Introduction
Performance as identity trap
There is something uniquely unsettling about a child actor who never gets to stop acting. The cameras become the only place they feel real, and eventually they lose the thread back to whoever they were before the first audition. "Child Actor" plants itself right in that discomfort and refuses to leave.
The narrator is not describing a career. They are describing a psychology. One where approval is oxygen and the absence of applause feels like disappearing.
Verse 1
Waiting to be seen
The song opens with a deceptively still image.
"A face on a wall / Holding my breath / As I wait for the curtain to fall"
That face on a wall is a headshot, a professional object. Not a person. The breath-holding is not anticipation, it is suspension, someone who has paused their entire inner life waiting for outside judgment to tell them how to feel. The first chorus question follows naturally from that image: "Was it good enough? Was it ever good enough?" The repetition there is key. This is not one moment of self-doubt. It is a loop that never resolved.
"Anything, be the person that you want" lands like a note from a stage parent or a director. Someone else's instruction on who to become. The narrator absorbed it so early they cannot remember a time before the instruction existed.
Verse 2
Chasing roles already lost
The second verse escalates the cost. "Wasting away / As I chase all the roles I've lost" shifts the timeline. Now there is a past, and it is full of failures to recover. The chasing is the trap. Each lost role means another chance to finally feel like enough, and each chance disappears before it delivers.
"Is it me that they see when the cameras are off?"
This is the first crack in the performance. The question is not rhetorical. The narrator genuinely does not know if there is a self underneath the persona, or if what people respond to is only the character. That uncertainty is what makes the whole song ache.
Chorus
Begging for the end
The chorus is a plea disguised as a demand. "Turn the cameras off" repeated across the song's length shifts meaning each time it returns. Early on it sounds like a cry for relief, for a moment to just exist without being watched. By the time it becomes a near-chant, it starts to feel like desperation. Or a dare. As if the narrator is terrified of what they might find in the silence but needs to know.

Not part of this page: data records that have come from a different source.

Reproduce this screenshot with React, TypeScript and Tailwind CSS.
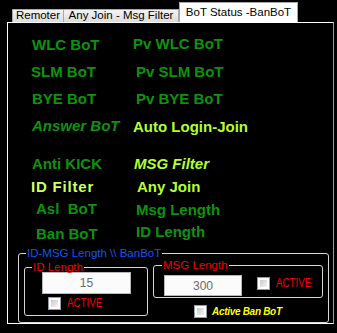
import React from "react";

const green = "text-[#0b940b]";
const lime = "text-[#b4ff2c]";

function Label({ children, cls = "" }: { children: React.ReactNode; cls?: string }) {
  return <span className={`font-bold text-[15px] leading-[17px] whitespace-pre ${cls}`}>{children}</span>;
}

function Check() {
  return (
    <div className="w-[13px] h-[13px] border border-[#8f9db0] bg-white p-[2px] shrink-0">
      <div className="w-full h-full bg-linear-to-br from-[#c9c9c9] to-[#f6f6f6]" />
    </div>
  );
}

function Active() {
  return (
    <span className="ml-[6px] inline-block origin-left scale-x-[0.78] text-[12.5px] leading-none text-[#f00000]">
      ACTIVE
    </span>
  );
}

export default function App() {
  return (
    <div className="w-[337px] h-[333px] bg-black overflow-hidden font-['Liberation_Sans',Arial,sans-serif]">
      {/* tab strip */}
      <div className="flex items-end h-[22px] pl-[12px]">
        <div className="w-[52px] h-[13px] border border-b-0 border-[#a9a9a9] bg-linear-to-b from-[#f3f3f3] to-[#dcdcdc] flex items-center justify-center text-[11.5px] leading-none text-black">
          Remoter
        </div>
        <div className="w-[115px] h-[13px] border border-b-0 border-l-0 border-[#a9a9a9] bg-linear-to-b from-[#f3f3f3] to-[#dcdcdc] flex items-center justify-center text-[11.5px] leading-none text-black">
          Any Join - Msg Filter
        </div>
        <div className="w-[119px] h-[20px] border border-b-0 border-[#a9a9a9] bg-white flex items-center justify-center text-[11.5px] leading-none text-black">
          BoT Status -BanBoT
        </div>
      </div>

      {/* tab page */}
      <div className="ml-[7px] w-[327px] h-[302px] border border-white border-r-[#9a9a9a] pt-[10px]">
        <div className="pl-[24px] flex flex-col">
          <div className="flex h-[27px] items-start">
            <span className="w-[101px]"><Label cls={green}>WLC BoT</Label></span>
            <span className="-mt-px"><Label cls={green}>Pv WLC BoT</Label></span>
          </div>
          <div className="flex h-[27px] items-start">
            <span className="w-[101px] -ml-px"><Label cls={green}>SLM BoT</Label></span>
            <span className="ml-[4px]"><Label cls={green}>Pv SLM BoT</Label></span>
          </div>
          <div className="flex h-[27px] items-start">
            <span className="w-[101px]"><Label cls={green}>BYE BoT</Label></span>
            <span className="ml-[3px]"><Label cls={green}>Pv BYE BoT</Label></span>
          </div>
          <div className="flex h-[38px] items-start">
            <span className="w-[101px]"><Label cls={`${green} italic`}>Answer BoT</Label></span>
            <span className="mt-px"><Label cls={lime}>Auto Login-Join</Label></span>
          </div>
          <div className="flex h-[23px] items-start">
            <span className="w-[101px]"><Label cls={green}>Anti KICK</Label></span>
            <span className="ml-px"><Label cls={`${lime} italic`}>MSG Filter</Label></span>
          </div>
          <div className="flex h-[22px] items-start">
            <span className="w-[101px] -ml-px"><Label cls="text-[#d2ff5c] tracking-[0.8px]">ID Filter</Label></span>
            <span className="ml-[5px]"><Label cls={lime}>Any Join</Label></span>
          </div>
          <div className="flex h-[24px] items-start">
            <span className="w-[101px] pl-[4px]"><Label cls={green}>Asl  BoT</Label></span>
            <span className="ml-[3px] mt-px"><Label cls={green}>Msg Length</Label></span>
          </div>
          <div className="flex h-[17px] items-start">
            <span className="w-[101px] pl-[4px] mt-px"><Label cls={green}>Ban BoT</Label></span>
            <span className="ml-[3px] -mt-px"><Label cls={green}>ID Length</Label></span>
          </div>
        </div>

        {/* group box */}
        <fieldset className="ml-[10px] mt-[9px] w-[311px] border border-[#d6d6d6] rounded-[3px] pl-[5px] pb-[4px]">
          <legend className="ml-[2px] px-px text-[11.5px] leading-[13px] text-[#1456ea]">ID-MSG Length \\ BanBoT</legend>
          <div className="flex items-start gap-[5px]">
            <fieldset className="mt-[2px] w-[124px] border border-[#d6d6d6] rounded-[3px] pb-[5px]">
              <legend className="ml-[7px] px-px text-[11.5px] leading-[10px] text-[#f00000]">ID Length</legend>
              <div className="ml-[17px] w-[89px] h-[22px] bg-[#fbfbfb] border border-[#b8b8b8] flex items-center justify-center text-[12px] text-[#6a6a6a]">
                15
              </div>
              <div className="mt-[3px] ml-[23px] flex items-center">
                <Check />
                <Active />
              </div>
            </fieldset>
            <div className="flex flex-col">
              <fieldset className="w-[170px] border border-[#d6d6d6] rounded-[3px] pb-px">
                <legend className="ml-[8px] px-px text-[11.5px] leading-[10px] text-[#f00000]">MSG Length</legend>
                <div className="mt-[5px] ml-[10px] flex items-start">
                  <div className="w-[78px] h-[21px] bg-[#fbfbfb] border border-[#b8b8b8] flex items-center justify-center text-[12px] text-[#6a6a6a]">
                    300
                  </div>
                  <div className="ml-[15px] mt-[2px] flex items-center">
                    <Check />
                    <Active />
                  </div>
                </div>
              </fieldset>
              <div className="mt-[7px] ml-[41px] flex items-center">
                <Check />
                <span className="ml-[5px] text-[10px] leading-none font-bold italic tracking-[-0.3px] text-[#ffff00]">Active Ban BoT</span>
              </div>
            </div>
          </div>
        </fieldset>
      </div>
    </div>
  );
}
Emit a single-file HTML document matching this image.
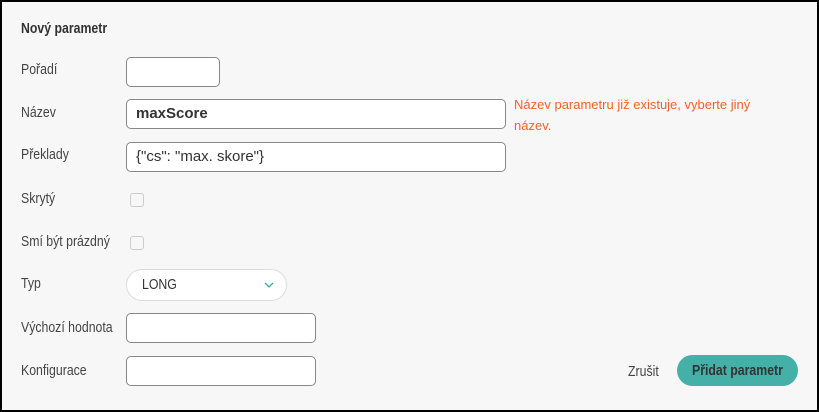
<!DOCTYPE html>
<html><head><meta charset="utf-8"><style>
*{box-sizing:border-box;margin:0;padding:0}
body{width:819px;height:412px;background:#000;position:relative;overflow:hidden}
.panel{position:absolute;left:2px;top:2px;width:815px;height:408px;background:#f7f7f7}
.l{position:absolute;left:21px;font-family:"Liberation Sans",sans-serif;font-size:15px;color:#444;transform:scaleX(0.82);transform-origin:0 0;white-space:nowrap}
.in{position:absolute;left:126px;background:#fff;border:1px solid #888;border-radius:5px;height:30px;font-family:"Liberation Sans",sans-serif;font-size:15px;color:#333;padding-left:9px;line-height:28px}
.cb{position:absolute;left:130px;width:14px;height:14px;border:1px solid #ccc;border-radius:3px;background:#f7f7f7}
</style></head><body>
<div class="panel"></div>
<div class="l" style="top:20px;font-weight:bold;color:#333">Nový parametr</div>
<div class="l" style="top:61px">Pořadí</div>
<div class="in" style="top:57px;width:94px"></div>
<div class="l" style="top:104px">Název</div>
<div class="in" style="top:99px;width:380px;font-weight:bold;font-size:15px">maxScore</div>
<div style="position:absolute;left:514px;top:94px;width:272px;font-family:'Liberation Sans',sans-serif;font-size:13px;line-height:21px;color:#f0632a">Název parametru již existuje, vyberte jiný název.</div>
<div class="l" style="top:146px">Překlady</div>
<div class="in" style="top:142px;width:380px">{"cs": "max. skore"}</div>
<div class="l" style="top:190px">Skrytý</div>
<div class="cb" style="top:193px"></div>
<div class="l" style="top:233px">Smí být prázdný</div>
<div class="cb" style="top:236px"></div>
<div class="l" style="top:275px">Typ</div>
<div class="in" style="top:269px;width:161px;height:32px;border-radius:16px;border-color:#ddd;padding-left:15px;font-size:15px;line-height:30px"><span style="display:inline-block;transform:scaleX(0.82);transform-origin:0 0">LONG</span>
<svg style="position:absolute;left:137px;top:12px" width="10" height="7" viewBox="0 0 10 7"><path d="M1 1l4 4 4-4" fill="none" stroke="#3aa9a0" stroke-width="1.3"/></svg></div>
<div class="l" style="top:319px">Výchozí hodnota</div>
<div class="in" style="top:313px;width:190px"></div>
<div class="l" style="top:362px">Konfigurace</div>
<div class="in" style="top:356px;width:190px"></div>
<div class="l" style="left:628px;top:363px">Zrušit</div>
<div style="position:absolute;left:677px;top:355px;width:121px;height:31px;border-radius:16px;background:#44b0a8"></div>
<div class="l" style="left:692px;top:362px;font-weight:bold;color:#333">Přidat parametr</div>
</body></html>
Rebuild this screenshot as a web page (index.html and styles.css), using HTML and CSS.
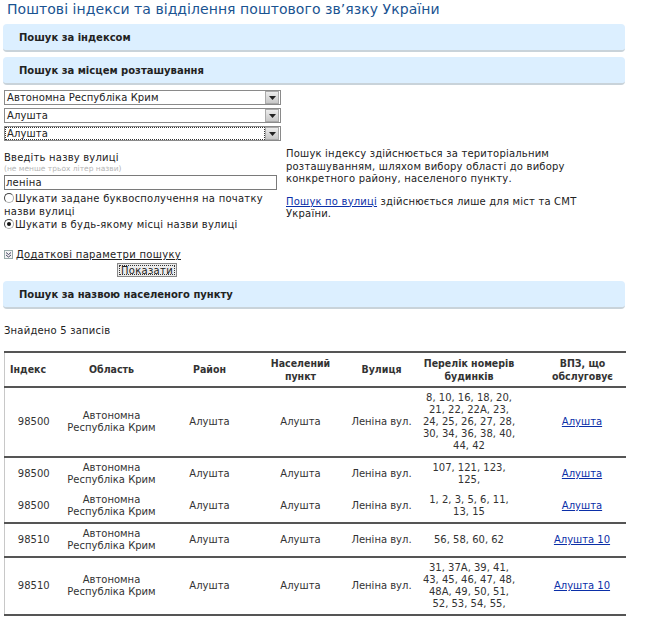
FILE: index.html
```html
<!DOCTYPE html>
<html lang="uk">
<head>
<meta charset="utf-8">
<title>Поштові індекси</title>
<link rel="stylesheet" href="styles.css">
</head>
<body>
<h1 class="title">Поштові індекси та відділення поштового зв’язку України</h1>

<div class="panel">Пошук за індексом</div>
<div class="panel">Пошук за місцем розташування</div>

<div class="locform">
  <div class="left">
    <div class="select"><span class="sel-text">Автономна Республіка Крим</span><span class="sel-btn"><svg width="7" height="4" viewBox="0 0 7 4"><path d="M0 0h7L3.5 4z" fill="#222"/></svg></span></div>
    <div class="select"><span class="sel-text">Алушта</span><span class="sel-btn"><svg width="7" height="4" viewBox="0 0 7 4"><path d="M0 0h7L3.5 4z" fill="#222"/></svg></span></div>
    <div class="select focused"><span class="sel-text">Алушта</span><span class="sel-btn"><svg width="7" height="4" viewBox="0 0 7 4"><path d="M0 0h7L3.5 4z" fill="#222"/></svg></span></div>

    <div class="street-label">Введіть назву вулиці</div>
    <div class="hint">(не менше трьох літер назви)</div>
    <div class="input">леніна</div>

    <div class="radio-row first"><span class="radio"></span>Шукати задане буквосполучення на початку назви вулиці</div>
    <div class="radio-row"><span class="radio checked"></span>Шукати в будь-якому місці назви вулиці</div>
  </div>
  <div class="right">
    <p>Пошук індексу здійснюється за територіальним розташуванням, шляхом вибору області до вибору конкретного району, населеного пункту.</p>
    <p><a href="#" class="link">Пошук по вулиці</a> здійснюється лише для міст та СМТ України.</p>
  </div>
</div>

<div class="more"><span class="more-icon"><svg width="9" height="9" viewBox="0 0 9 9"><rect x="0.5" y="0.5" width="8" height="8" fill="#f4f4f4" stroke="#9aa"/><path d="M2 2.5l2.5 2 2.5-2M2 5l2.5 2 2.5-2" fill="none" stroke="#335" stroke-width="0.9"/></svg></span><span class="more-text">Додаткові параметри пошуку</span></div>
<div class="btn-row"><span class="button">Показати</span></div>

<div class="panel">Пошук за назвою населеного пункту</div>

<div class="found">Знайдено 5 записів</div>

<table class="results">
  <colgroup>
    <col class="w-idx"><col class="w-obl"><col class="w-ray"><col class="w-np"><col class="w-st"><col class="w-num"><col class="w-vpz">
  </colgroup>
  <thead>
    <tr>
      <th class="c-idx">Індекс</th>
      <th>Область</th>
      <th>Район</th>
      <th>Населений пункт</th>
      <th>Вулиця</th>
      <th>Перелік номерів будинків</th>
      <th class="c-vpz">ВПЗ, що обслуговує</th>
    </tr>
  </thead>
  <tbody>
    <tr class="sep">
      <td class="c-idx">98500</td><td>Автономна Республіка Крим</td><td>Алушта</td><td>Алушта</td><td>Леніна вул.</td>
      <td>8, 10, 16, 18, 20, 21, 22, 22А, 23, 24, 25, 26, 27, 28, 30, 34, 36, 38, 40, 44, 42</td>
      <td class="c-vpz"><a href="#" class="link">Алушта</a></td>
    </tr>
    <tr>
      <td class="c-idx">98500</td><td>Автономна Республіка Крим</td><td>Алушта</td><td>Алушта</td><td>Леніна вул.</td>
      <td>107, 121, 123, 125,</td>
      <td class="c-vpz"><a href="#" class="link">Алушта</a></td>
    </tr>
    <tr class="sep">
      <td class="c-idx">98500</td><td>Автономна Республіка Крим</td><td>Алушта</td><td>Алушта</td><td>Леніна вул.</td>
      <td>1, 2, 3, 5, 6, 11, 13, 15</td>
      <td class="c-vpz"><a href="#" class="link">Алушта</a></td>
    </tr>
    <tr class="sep">
      <td class="c-idx">98510</td><td>Автономна Республіка Крим</td><td>Алушта</td><td>Алушта</td><td>Леніна вул.</td>
      <td>56, 58, 60, 62</td>
      <td class="c-vpz"><a href="#" class="link">Алушта 10</a></td>
    </tr>
    <tr class="sep">
      <td class="c-idx">98510</td><td>Автономна Республіка Крим</td><td>Алушта</td><td>Алушта</td><td>Леніна вул.</td>
      <td>31, 37А, 39, 41, 43, 45, 46, 47, 48, 48А, 49, 50, 51, 52, 53, 54, 55,</td>
      <td class="c-vpz"><a href="#" class="link">Алушта 10</a></td>
    </tr>
  </tbody>
</table>
</body>
</html>
```

FILE: styles.css
```css
* { box-sizing: border-box; }
html, body { margin: 0; padding: 0; background: #fff; }
body {
  font-family: "DejaVu Sans", Verdana, sans-serif;
  font-size: 10px;
  color: #222;
  padding: 0 0 0 4px;
  width: 630px;
}
.title {
  font-family: "DejaVu Sans", sans-serif;
  font-weight: normal;
  font-size: 14px;
  letter-spacing: 0.05px;
  color: #1a5391;
  margin: 0;
  padding: 1px 0 0 3px;
  height: 20px;
  line-height: 17px;
}
.panel {
  margin: 4px 0 5px -1px;
  width: 622px;
  height: 28px;
  background: #dcefff;
  border-radius: 4px;
  border-bottom: 2px solid #c9d3da;
  font-weight: bold;
  font-size: 10px;
  color: #222;
  padding: 8px 0 0 16px;
  line-height: 12px;
}
.locform {
  display: grid;
  grid-template-columns: 282px 1fr;
  margin-top: 4px;
}
.left { display: flex; flex-direction: column; }
.select {
  display: flex;
  width: 277px;
  height: 15px;
  border: 1px solid #8a8a8a;
  margin-bottom: 3px;
  font-size: 10px;
  line-height: 13px;
  letter-spacing: 0.1px;
}
.select.focused .sel-text { outline: 1px dotted #333; outline-offset: -1px; }
.sel-text { flex: 1; padding-left: 2px; }
.sel-btn {
  width: 14px;
  margin: 0 1px 0 0;
  background: linear-gradient(#ececec, #c8c8c8);
  border: 1px solid #aaa;
  display: flex;
  align-items: center;
  justify-content: center;
}
.street-label {
  margin-top: 7px;
  font-size: 10px;
  letter-spacing: 0.2px;
  line-height: 13px;
}
.hint {
  font-size: 7.5px;
  color: #b5b5b5;
  line-height: 10px;
}
.input {
  margin-top: 1px;
  width: 273px;
  height: 15px;
  border: 1px solid #7a7a7a;
  font-size: 10px;
  line-height: 13px;
  padding-left: 1px;
  letter-spacing: 0.2px;
}
.radio-row {
  font-size: 10px;
  letter-spacing: 0.25px;
  line-height: 13px;
  color: #222;
}
.radio-row.first { margin-top: 2px; }
.radio {
  display: inline-block;
  width: 10px;
  height: 10px;
  border-radius: 50%;
  border: 1px solid #aaa;
  border-left-color: #444;
  border-top-color: #444;
  background: #fff;
  vertical-align: -1px;
  margin-right: 1px;
  position: relative;
}
.radio.checked::after {
  content: "";
  position: absolute;
  left: 2px; top: 2px;
  width: 4px; height: 4px;
  border-radius: 50%;
  background: #111;
}
.right {
  padding-top: 58px;
  font-size: 10px;
  line-height: 12.5px;
  letter-spacing: 0.2px;
  color: #222;
}
.right p { margin: 0 0 10px 0; width: 320px; }
.link { color: #0b2fa8; text-decoration: underline; }
.more {
  margin-top: 17px;
  display: flex;
  align-items: center;
  font-size: 10px;
  letter-spacing: 0.3px;
  line-height: 13px;
  height: 13px;
}
.more-icon { display: inline-flex; margin-right: 3px; }
.more-text { text-decoration: underline; }
.btn-row { width: 286px; display: flex; justify-content: center; margin-top: 2px; }
.button {
  display: inline-block;
  background: #ececec;
  border: 1px solid #888;
  outline: 1px dotted #333;
  outline-offset: -3px;
  font-size: 10px;
  letter-spacing: 0.3px;
  line-height: 11px;
  padding: 1px 3px;
  height: 14px;
}
.btn-row + .panel { margin-top: 4px; }
.found {
  margin-top: 16px;
  font-size: 10px;
  letter-spacing: 0.2px;
  line-height: 12px;
}
.results {
  margin-top: 14px;
  width: 621px;
  table-layout: fixed;
  border-collapse: collapse;
  border-left: 1px solid #c8c8c8;
  border-top: 2px solid #555;
  font-size: 10px;
  color: #333;
}
.w-idx { width: 58px; }
.w-obl { width: 98px; }
.w-ray { width: 98px; }
.w-np { width: 84px; }
.w-st { width: 78px; }
.w-num { width: 97px; }
.w-vpz { width: 108px; }
.results th {
  font-family: "DejaVu Sans Condensed", "DejaVu Sans", sans-serif;
  font-weight: bold;
  font-size: 10.5px;
  line-height: 13px;
  color: #333;
  height: 35px;
  border-bottom: 2px solid #555;
  padding: 1px 0;
}
.results td {
  text-align: center;
  line-height: 12px;
  padding: 4px 1px;
  vertical-align: middle;
}
.results tr.sep td { border-bottom: 2px solid #555; }
.results th.c-idx { text-align: left; padding-left: 5px; }
.results .c-vpz { padding-left: 22px; }
```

There is no guarantee that turning the cameras off reveals something solid. It might just reveal absence. That ambiguity is exactly why the line keeps coming back.
Verse 3
Someone else's words, someone else's truth
The third verse sharpens the knife.
"Losing myself as I use someone else's words / Is it true enough? Is it ever true enough?"
The shift from "good enough" to "true enough" is the most important move in the song. Early verses were about performance quality, about meeting an external standard. Now the question is about authenticity, about whether anything the narrator presents is actually theirs. A child actor reads lines written by others. After long enough, every response starts to feel like a line someone else wrote first.
"Understand who I am / When the credits roll" is the emotional thesis in plain language. The narrator wants recognition, but not the applause kind. The kind that comes after everything is over and someone looks at them and actually sees them. Not the character. Not the face on the wall.
Bridge
Fame as a stranger's game
The bridge flips perspective entirely, and it lands like cold water.
"Say, are you who I think you are? / I don't know who you think you are"
Suddenly we hear from the outside, from the audience or the public or whoever has been watching this whole time. And the recognition they offer is hollow. "Where have I seen your face?" is the cruelest possible response to a life spent making yourself recognizable. The narrator performed for years to be known, and what they get back is vague familiarity. Someone who cannot quite place the name. Someone who ultimately tells them "I don't know who you think you are."
It reframes the entire song without reversing it. The cameras were never going to give the narrator what they needed. The audience was never going to fill that gap.
Outro
Back where it started
The song ends where it began: "I was a child actor." Four words, no chorus, no resolution. Just the identity, stripped bare and still intact after everything. It is a statement of origin, not a declaration of pride. The cameras are still on. The question is still open. Nothing was resolved, just exhausted.
Conclusion
"Child Actor" is ultimately about the cruelty of building a self around an audience. The performance starts young, the habit calcifies, and by the time the narrator thinks to ask who they actually are, the answer has been buried under too many roles to dig out easily. The song does not offer a solution. It does not even offer comfort. What it offers is recognition: the recognition the narrator never got from the cameras, handed back through the music itself.